Tuesday, June 5, 2018

"ON THE JOURNEY"


“ON THE JOURNEY”

            On June 23, I will be giving a lecture at the Barth Pastors’ Conference at Princeton Seminary on the “Witness of the Pastor.”  I have been working on it for awhile, and that work has called back memories of the beginning of my pastoral journey.  I was ordained as a pastor 43 years ago this week on June 8, 1975 by Norfolk Presbytery.  Caroline and I had been called to be the first clergy couple to serve in a local church in the former Southern Presbyterian Church  (PCUS).  We were called to serve St. Columba Ministries, which included being pastors to the 12 member church there and to develop a community ministry for the 1500 low income families housed in Robin Hood Apartments.  It was funded by Norfolk Presbytery.  At my ordination ceremony, the pastor of First Presbyterian Church in Virginia Beach irritated my mother greatly by indicating that, if at any time, I wanted to get out of the ministry, I could do it.  As he spoke those words, my mother heard that he was discrediting me, but I heard it that he himself was tired of the ministry.

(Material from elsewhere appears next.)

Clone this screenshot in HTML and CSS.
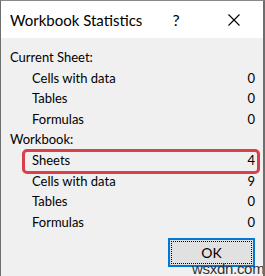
FILE: index.html
```html
<!DOCTYPE html>
<html lang="en">
<head>
  <meta charset="UTF-8">
  <title>Workbook Statistics</title>
  <link rel="stylesheet" href="styles.css">
</head>
<body>
  <div class="window">
    <div class="titlebar">
      <span class="title">Workbook Statistics</span>
      <div class="title-buttons">
        <span class="title-btn help">?</span>
        <span class="title-btn close">
          <svg width="12" height="12" viewBox="0 0 12 12">
            <path d="M0.5 0.5 L11.5 11.5 M11.5 0.5 L0.5 11.5" stroke="#000" stroke-width="1.1" fill="none"/>
          </svg>
        </span>
      </div>
    </div>

    <div class="content">
      <div class="group-label">Current Sheet:</div>
      <div class="stat"><span>Cells with data</span><span>0</span></div>
      <div class="stat"><span>Tables</span><span>0</span></div>
      <div class="stat"><span>Formulas</span><span>0</span></div>

      <div class="group-label">Workbook:</div>
      <div class="stat marked"><span>Sheets</span><span>4</span><i class="mark"></i></div>
      <div class="stat"><span>Cells with data</span><span>9</span></div>
      <div class="stat"><span>Tables</span><span>0</span></div>
      <div class="stat"><span>Formulas</span><span>0</span></div>

      <div class="actions">
        <button class="btn-ok">OK</button>
      </div>
    </div>
    <div class="watermark">wsxdn.com</div>
  </div>
</body>
</html>
```

FILE: styles.css
```css
* {
  box-sizing: border-box;
  margin: 0;
  padding: 0;
}

body {
  font-family: Lato, "Noto Sans", sans-serif;
  color: #000;
  background: #fff;
}

.window {
  position: relative;
  width: 265px;
  height: 276px;
  border-top: 1px solid #8a8a8a;
  border-left: 1px solid #6e6e6e;
  border-right: 2px solid #6e6e6e;
  background: #f0f0f0;
  overflow: hidden;
}

.titlebar {
  display: flex;
  align-items: center;
  justify-content: space-between;
  height: 37px;
  background: #fff;
}

.title {
  padding-left: 9px;
  font-size: 15px;
  white-space: nowrap;
}

.title-buttons {
  display: flex;
  height: 100%;
}

.title-btn {
  display: flex;
  align-items: center;
  justify-content: center;
  width: 58px;
  height: 100%;
}

.help {
  font-size: 16px;
}

.content {
  padding: 9px 8px 0 9px;
  font-size: 13px;
  line-height: 20.6px;
}

.stat {
  display: flex;
  justify-content: space-between;
  padding-left: 22px;
}

.marked {
  position: relative;
}

.mark {
  position: absolute;
  top: -1px;
  bottom: -3px;
  left: 12px;
  right: -5px;
  border: 3px solid #d9414a;
  border-radius: 5px;
}

.actions {
  display: flex;
  justify-content: flex-end;
  margin-top: 6px;
}

.btn-ok {
  width: 87px;
  height: 29px;
  font-family: inherit;
  font-size: 14px;
  background: #e1e1e1;
  border: 2px solid #0078d7;
  outline: 1px dotted #000;
  outline-offset: -4px;
  color: #000;
}

.watermark {
  position: absolute;
  left: 191px;
  top: 259px;
  font-family: "Liberation Sans", sans-serif;
  font-size: 15px;
  color: #333;
  letter-spacing: -0.3px;
}
```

            I did not take I personally because it had been such a hard journey for me to get to that place in my life.  As regular readers of my blog know, I grew up in the church, and I was nurtured greatly by it.  The members of First Presbyterian Church in Helena, Arkansas, helped my mother to raise me as a single, working mom, and on that level, they were the community that they were supposed to be.  Whereas I told myself that my main definition was “boy abandoned by my father,” they told me and showed me that my real definition was “boy claimed by my Father (and Mother) God.”  It was a powerful gift to me, and I will forever praise them for it.  They also told me over and over again that I would someday make a fine minister.  That part was not so believable.  In white, Southern culture, the ministry was largely de-humanized because we did not want to experience Jesus as a real human being.  We did not want to focus on the life and ministry of Jesus, because if we did, it would be difficult to support slavery and neo-slavery.   So we chose to make Jesus other-worldly, and we chose to make the purpose of life to get us into heaven when we died.  Even at a young age, this was unattractive to me – I liked life and living too much!

            Then I went off to college and learned how much the church had been complicit in slavery and exploitation of women and in believing in redemptive violence.  So, I dismissed the church as a viable option for me, and besides that, I never wanted to be in the public eye as ministers were.  I loved theology and religion, though, so after college, I went to seminary to study religion and move towards a doctorate in theology.  It was right in the middle of the Vietnam War, and I wrestled mightily with the automatic deferment that I received as a seminary student.  In the middle of all that, my fiancé broke up with me, and my world went swirling around.  In May, 1970, after the USA began to openly bomb in Cambodia and Laos, I joined a seminary movement that sought to get deferments from the draft taken away from ministers and seminary students.  The idea was to force churches and ministers to oppose the war.  I joined a small group of students who decided to drop out of seminary and challenge the draft-exempt status of church-related occupations. 

            To no one’s surprise, the draft boards were happy to have more fodder for the war, and I was drafted.  I knew that I was not going to be a soldier in such an unjust war, and I wrestled for several weeks about what to do.  It was either Canada, jail, or conscientious objector (CO). I felt like the CO was a lot like the draft-exempt status of ministers – it was an educated person’s way out of the war.  My friends Ed Loring and Harmon Wray helped me discern that the CO could be much more than that, and so finally I applied for it and got it.   Ironically, I did my two years’ service  as the manager and director of a halfway house for men getting out of prison in Nashville.  It changed my life, and later, Ed Loring again helped me to re-start my 7 year journey through seminary.  He was then on the faculty at Columbia Seminary, and I ended up going there and graduating in 1975, and then it was on to Norfolk.

            It has been quite a journey, and I thank my mother and God and Caroline and so many others for it.  Now, after 43 years, it’s on to the next phase, whatever that is!